The Science Journal of the American Association for Respiratory Care

2008 OPEN FORUM Abstracts


Travis Leistiko1, Chris Schelde1

Background: Aerosolized prostacyclin (PGI2) has become an important therapy for selected patients with acute respiratory failure. Our current procedure for aerosolizing PGI2 through a ventilator circuit is to use a low-flow jet nebulizer fed varying concentrations of PGI2 by an IV pump. Variations in liquid volume within these nebulizers are common and are thought to be due to either condensation from the circuit, which could compromise the drug concentration, or the inability of these nebulizers to maintain the desired output. We sought an alternative and more reliable delivery method.

Methods: A Viasys Avea ventilator was configured with a standard circuit and humidifier attached to a universal test lung. An ultrasonic nebulizer (Aeroneb Pro-X) was placed proximal to the wye. PGI2 solution (0.03 mg/mL) was delivered to the nebulizer by an IV pump at varying infusion rates to achieve a dose equivalent to 10- 30 ng/kg/min (assuming a 70kg patient). The nebulizer was used in the continuous delivery mode. A 3-way stopcock and manometer was included between the IV pump and nebulizer reservoir chamber allowing us to monitor internal pressure variations.

Results: At the lowest infusion rate of 8 mL/hr (corresponding to 10 ng/kg/min), the drop of solution pumped into the nebulizer produced an aerosol that lasted approximately 15 seconds each minute. An infusion rate of 16 mL/hr (20 mg/kg/min) produced an aerosol lasting 40 seconds each minute. At 24 mL/hr (30 ng/kg/min) aerosol generation was continuous. Increasing the infusion rate to 32 mL/hr (40 ng/kg/min) resulted in continuous aerosol production and an adequate volume maintained in the reservoir chamber. The lowest possible infusion rate necessary to maintain a continuous aerosol was 20 mL/hr.

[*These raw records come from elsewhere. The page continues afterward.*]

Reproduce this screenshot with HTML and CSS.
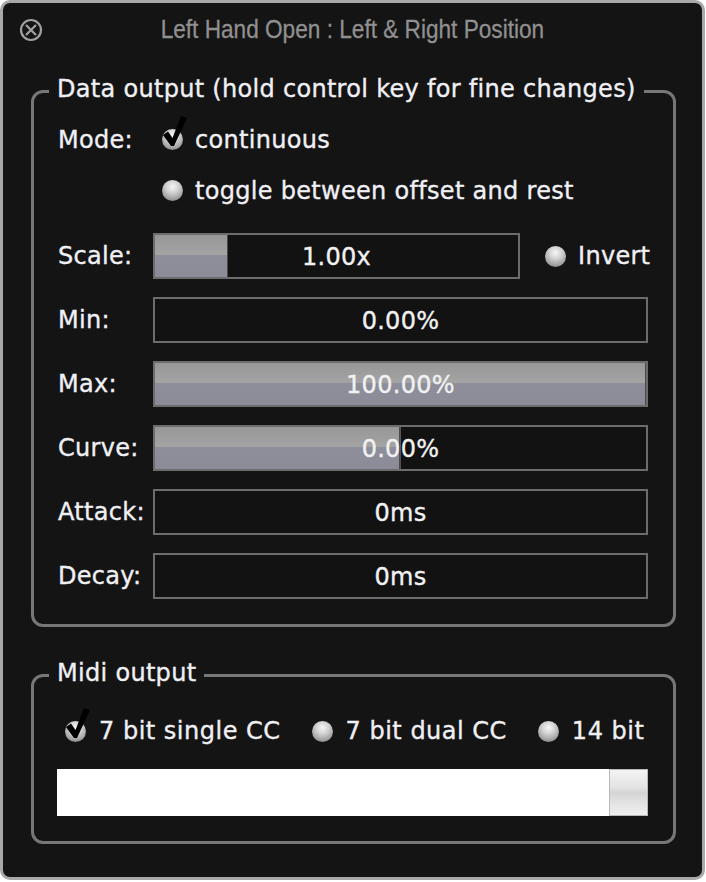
FILE: index.html
```html
<!DOCTYPE html>
<html lang="en">
<head>
    <meta charset="UTF-8">
    <title>Left Hand Open : Left &amp; Right Position</title>
    <link rel="stylesheet" href="styles.css">
</head>
<body>

    <div class="window">
        <div class="titlebar">
            <svg class="close" width="24" height="24" viewBox="0 0 24 24">
                <circle cx="12" cy="12" r="10" fill="none" stroke="#a0a0a0" stroke-width="2.2"/>
                <path d="M7 7 L17 17 M17 7 L7 17" stroke="#a0a0a0" stroke-width="2.2"/>
            </svg>
            <div class="title"><span>Left Hand Open : Left &amp; Right Position</span></div>
        </div>

        <!-- Data output -->
        <fieldset class="group">
            <legend>Data output (hold control key for fine changes)</legend>
            <div class="group-body">
                <div class="row radio-row">
                    <span class="label">Mode:</span>
                    <span class="radio checked">
                        <svg class="tick" width="24" height="32" viewBox="0 0 24 32"><path d="M0 19 L5 15.5 L9.5 22 L18 0 L24 2 L11 30 L8 30 Z" fill="#000"/></svg>
                    </span>
                    <span class="option">continuous</span>
                </div>
                <div class="row radio-row">
                    <span class="label"></span>
                    <span class="radio"></span>
                    <span class="option">toggle between offset and rest</span>
                </div>

                <div class="row slider-row">
                    <span class="label">Scale:</span>
                    <div class="slider short" style="--fill: 20%">1.00x</div>
                    <span class="radio invert"></span>
                    <span class="option">Invert</span>
                </div>
                <div class="row slider-row">
                    <span class="label">Min:</span>
                    <div class="slider" style="--fill: 0%">0.00%</div>
                </div>
                <div class="row slider-row">
                    <span class="label">Max:</span>
                    <div class="slider" style="--fill: 100%">100.00%</div>
                </div>
                <div class="row slider-row">
                    <span class="label">Curve:</span>
                    <div class="slider" style="--fill: 50%">0.00%</div>
                </div>
                <div class="row slider-row">
                    <span class="label">Attack:</span>
                    <div class="slider" style="--fill: 0%">0ms</div>
                </div>
                <div class="row slider-row">
                    <span class="label">Decay:</span>
                    <div class="slider" style="--fill: 0%">0ms</div>
                </div>
            </div>
        </fieldset>

        <!-- Midi output -->
        <fieldset class="group midi">
            <legend>Midi output</legend>
            <div class="group-body">
                <div class="midi-options">
                    <span class="radio checked">
                        <svg class="tick" width="24" height="32" viewBox="0 0 24 32"><path d="M0 19 L5 15.5 L9.5 22 L18 0 L24 2 L11 30 L8 30 Z" fill="#000"/></svg>
                    </span>
                    <span class="option">7 bit single CC</span>
                    <span class="radio"></span>
                    <span class="option">7 bit dual CC</span>
                    <span class="radio"></span>
                    <span class="option">14 bit</span>
                </div>
                <div class="combo">
                    <div class="combo-field"></div>
                    <div class="combo-button"></div>
                </div>
            </div>
        </fieldset>
    </div>

</body>
</html>
```

FILE: styles.css
```css
body {
    margin: 0;
    padding: 0;
    background: #fff;
    font-family: "DejaVu Sans", Verdana, sans-serif;
}

.window {
    width: 705px;
    height: 880px;
    box-sizing: border-box;
    border: 3px solid #a9a9a9;
    border-radius: 10px;
    background: #141414;
    color: #f0f0f4;
}

/* Title bar */
.titlebar {
    display: grid;
    grid-template-columns: 1fr auto 1fr;
    align-items: center;
    height: 52px;
}

.close {
    margin-left: 16px;
    margin-top: 2px;
}

.title {
    font-family: "Liberation Sans", Arial, sans-serif;
    font-size: 26px;
    color: #909090;
    -webkit-text-stroke: 0.3px #909090;
    white-space: nowrap;
    width: 386px;
    display: flex;
    justify-content: center;
}

.title span {
    display: inline-block;
    transform: scaleX(0.87);
}

/* Groups */
.group {
    width: 645px;
    box-sizing: border-box;
    margin: 19px 0 0 28px;
    padding: 5px 25px 25px 15px;
    border: 3px solid #777;
    border-radius: 12px;
    min-width: 0;
}

.group legend {
    font-size: 24px;
    letter-spacing: 0.3px;
    line-height: 30px;
    padding: 0 8px 5px 8px;
    color: #f0f0f4;
    -webkit-text-stroke: 0.35px #f0f0f4;
}

.group-body {
    padding-left: 9px;
    font-size: 24px;
    letter-spacing: 0.3px;
    -webkit-text-stroke: 0.35px #f0f0f4;
}

.row {
    display: flex;
    align-items: center;
}

.label {
    width: 95px;
    flex: none;
}

.radio-row {
    height: 51px;
}

.radio-row .label {
    width: 104px;
}

.slider-row {
    height: 46px;
    margin-top: 18px;
}

.radio-row + .slider-row {
    margin-top: 17px;
}

/* Radio buttons */
.radio {
    width: 21px;
    height: 21px;
    flex: none;
    border-radius: 50%;
    background: radial-gradient(circle at 50% 32%, #f6f6f6 0, #d2d2d2 35%, #a0a0a0 70%, #666 100%);
    position: relative;
}

.radio .tick {
    position: absolute;
    left: 1px;
    top: -13px;
}

.option {
    margin-left: 12px;
    white-space: nowrap;
}

/* Sliders */
.slider {
    flex: 1;
    height: 46px;
    box-sizing: border-box;
    border: 2px solid #6c6c6c;
    display: flex;
    align-items: center;
    justify-content: center;
    padding-top: 2px;
    color: #f2f2f2;
    background-color: #121212;
    background-image:
        linear-gradient(to right, transparent calc(var(--fill) - 1px), #4a4a4a calc(var(--fill) - 1px), #4a4a4a var(--fill), transparent var(--fill)),
        linear-gradient(to bottom, #979797 0, #a4a4a4 48%, #8e8e9a 48%, #8c8c98 100%);
    background-size: 100% 100%, var(--fill) 100%;
    background-repeat: no-repeat;
}

.slider.short {
    flex: none;
    width: 367px;
}

.radio.invert {
    margin-left: 25px;
}

/* Midi output */
.midi {
    margin-top: 31px;
}

.midi-options {
    display: flex;
    align-items: center;
    height: 40px;
    margin-top: 13px;
    padding-left: 7px;
}

.midi-options .option {
    margin-left: 13px;
    margin-right: 31px;
    letter-spacing: 0.5px;
}

.midi-options .option:last-child {
    margin-right: 0;
}

.combo {
    display: flex;
    height: 47px;
    margin-top: 18px;
    margin-left: -1px;
}

.combo-field {
    flex: 1;
    background: #fff;
}

.combo-button {
    width: 39px;
    box-sizing: border-box;
    border: 1px solid #b8b8b8;
    background: linear-gradient(to bottom, #f4f4f4 0, #e2e2e2 40%, #d4d4d4 50%, #e4e4e4 75%, #eeeeee 100%);
}
```
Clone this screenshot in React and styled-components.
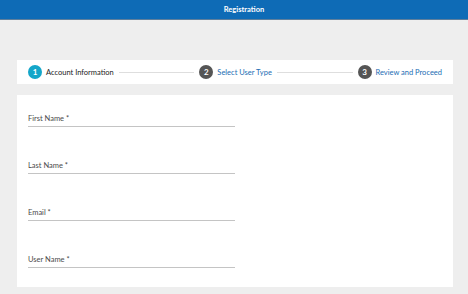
import React from 'react';
import styled, { createGlobalStyle } from 'styled-components';

const GlobalStyle = createGlobalStyle`
  html, body {
    margin: 0;
    padding: 0;
    background: #eeeeee;
    font-family: Lato, "Open Sans", "Liberation Sans", sans-serif;
  }
`;

const Page = styled.div`
  width: 468px;
  height: 294px;
  background: #eeeeee;
  overflow: hidden;
`;

const Header = styled.header`
  height: 19px;
  background: #0e6bb6;
  border-bottom: 1px solid #5f7f9c;
  display: flex;
  align-items: center;
  justify-content: center;
  padding-left: 20px;
  color: #fff;
  font-size: 7.5px;
  font-weight: 700;
`;

const Content = styled.main`
  padding: 40px 15px 0 17px;
  display: flex;
  flex-direction: column;
  gap: 11px;
`;

const Stepper = styled.div`
  height: 24px;
  background: #fff;
  display: flex;
  align-items: center;
  padding: 0 11px;
`;

const Step = styled.div`
  display: flex;
  align-items: center;
  gap: 4px;
  font-size: 7.5px;
  white-space: nowrap;
  color: ${(p) => (p.$active ? '#222' : '#1b6db3')};
`;

const Circle = styled.span`
  width: 14px;
  height: 14px;
  border-radius: 50%;
  background: ${(p) => (p.$active ? '#14a6c9' : '#555')};
  color: #fff;
  font-size: 8px;
  font-weight: 700;
  display: flex;
  align-items: center;
  justify-content: center;
`;

const Line = styled.span`
  flex: 1;
  height: 1px;
  background: #dedede;
  margin: 0 5px;
`;

const FormCard = styled.section`
  background: #fff;
  padding: 19px 11px;
  display: flex;
  flex-direction: column;
  gap: 34px;
`;

const Field = styled.div`
  width: 207px;
`;

const Label = styled.label`
  display: block;
  font-size: 7.5px;
  line-height: 10px;
  color: #4a4a4a;
  margin-bottom: 2px;
`;

const Underline = styled.div`
  border-bottom: 1px solid #c4c4c4;
`;

const steps = [
  { n: 1, label: 'Account Information', active: true },
  { n: 2, label: 'Select User Type' },
  { n: 3, label: 'Review and Proceed' },
];

const fields = ['First Name *', 'Last Name *', 'Email *', 'User Name *'];

export default function App() {
  return (
    <Page>
      <GlobalStyle />
      <Header>Registration</Header>
      <Content>
        <Stepper>
          {steps.map((s, i) => (
            <React.Fragment key={s.n}>
              {i > 0 && <Line />}
              <Step $active={s.active}>
                <Circle $active={s.active}>{s.n}</Circle>
                {s.label}
              </Step>
            </React.Fragment>
          ))}
        </Stepper>
        <FormCard>
          {fields.map((f) => (
            <Field key={f}>
              <Label>{f}</Label>
              <Underline />
            </Field>
          ))}
        </FormCard>
      </Content>
    </Page>
  );
}
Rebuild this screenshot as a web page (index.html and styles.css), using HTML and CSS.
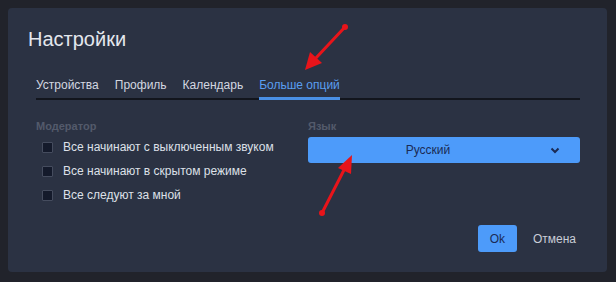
FILE: index.html
```html
<!DOCTYPE html>
<html lang="ru">
<head>
<meta charset="utf-8">
<title>Настройки</title>
<link rel="stylesheet" href="styles.css">
</head>
<body>
<div class="dialog">
  <h1 class="title">Настройки</h1>
  <div class="content">
    <nav class="tabs">
      <span class="tab">Устройства</span>
      <span class="tab">Профиль</span>
      <span class="tab">Календарь</span>
      <span class="tab active">Больше опций</span>
    </nav>
    <div class="columns">
      <section class="col">
        <div class="label">Модератор</div>
        <label class="check"><span class="box"></span>Все начинают с выключенным звуком</label>
        <label class="check"><span class="box"></span>Все начинают в скрытом режиме</label>
        <label class="check"><span class="box"></span>Все следуют за мной</label>
      </section>
      <section class="col">
        <div class="label">Язык</div>
        <div class="select">
          <span>Русский</span>
          <svg class="chev" width="10" height="7" viewBox="0 0 10 7"><path d="M1.5 1.5 L5 5 L8.5 1.5" fill="none" stroke="#1b2b55" stroke-width="2"/></svg>
        </div>
      </section>
    </div>
    <div class="footer">
      <button class="ok">Ok</button>
      <button class="cancel">Отмена</button>
    </div>
  </div>
</div>
<svg class="arrow arrow-top" width="60" height="60" viewBox="0 0 60 60">
  <line x1="50" y1="8" x2="20" y2="40" stroke="#e8141a" stroke-width="3" stroke-linecap="round"/>
  <circle cx="50" cy="8" r="3" fill="#e8141a"/>
  <polygon points="10,51 15,33 27,44" fill="#e8141a"/>
</svg>
<svg class="arrow arrow-bottom" width="60" height="80" viewBox="0 0 60 80">
  <line x1="17" y1="70" x2="40" y2="25" stroke="#e8141a" stroke-width="3" stroke-linecap="round"/>
  <circle cx="17" cy="70" r="3" fill="#e8141a"/>
  <polygon points="47,12 33,25 46,31" fill="#e8141a"/>
</svg>
</body>
</html>
```
FILE: styles.css
```css
html, body {
  margin: 0;
  padding: 0;
}
body {
  width: 616px;
  height: 282px;
  background: #21232b;
  padding: 8px;
  box-sizing: border-box;
  font-family: "Liberation Sans", Arial, sans-serif;
  position: relative;
  overflow: hidden;
}
.dialog {
  width: 599px;
  height: 264px;
  background: #2b3243;
  border-radius: 4px;
  box-sizing: border-box;
  padding: 18px 27px 0 20px;
}
.title {
  margin: 0;
  font-size: 20px;
  font-weight: 400;
  color: #e4e7ee;
  line-height: 26px;
}
.content {
  padding-left: 8px;
}
.tabs {
  margin-top: 21px;
  display: flex;
  gap: 16px;
  border-bottom: 2px solid #12151d;
  height: 25px;
}
.tab {
  font-size: 12px;
  color: #d3d7e0;
  line-height: 25px;
  box-sizing: border-box;
  margin-bottom: -2px;
  height: 27px;
}
.tab.active {
  color: #5a9ef0;
  border-bottom: 3px solid #4a90e6;
}
.columns {
  display: grid;
  grid-template-columns: 1fr 1fr;
  margin-top: 19px;
}
.label {
  font-size: 11px;
  font-weight: 700;
  color: #535a6b;
  line-height: 14px;
}
.check {
  display: flex;
  align-items: center;
  height: 24px;
  font-size: 12px;
  color: #dde0e8;
  padding-left: 6px;
}
.col .label + .check {
  margin-top: 2px;
}
.box {
  width: 9px;
  height: 9px;
  background: #141a2b;
  border: 1px solid #454c5e;
  border-radius: 1px;
  margin-right: 10px;
  flex: none;
}
.select {
  margin-top: 4px;
  height: 26px;
  background: #4d9bfa;
  border-radius: 3px;
  display: flex;
  align-items: center;
  justify-content: center;
  padding-right: 32px;
  position: relative;
  font-size: 12px;
  color: #1b2b55;
}
.chev {
  position: absolute;
  right: 20px;
  top: 10px;
}
.footer {
  display: flex;
  justify-content: flex-end;
  align-items: center;
  margin-top: 18px;
  gap: 8px;
}
.ok {
  width: 39px;
  height: 27px;
  border: none;
  border-radius: 3px;
  background: #4d9bfa;
  color: #1b2b55;
  font-family: inherit;
  font-size: 12px;
}
.cancel {
  background: none;
  border: none;
  color: #c9cdd7;
  font-family: inherit;
  font-size: 12px;
  padding: 0 4px 0 8px;
}
.arrow {
  position: absolute;
}
.arrow-top {
  left: 295px;
  top: 19px;
}
.arrow-bottom {
  left: 305px;
  top: 143px;
}
```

At infusion rates greater than 32 mL/hr, the nebulizer ceased output due to elevated chamber pressure.

Conclusion: An ultrasonic nebulizer feed by an IV pump can provide titratable delivery of aerosolized PGI2 during mechanical ventilation. Characteristics of the nebulizer output capability limit the range of doses that can be delivered continuously using a single PGI2 solution concentration.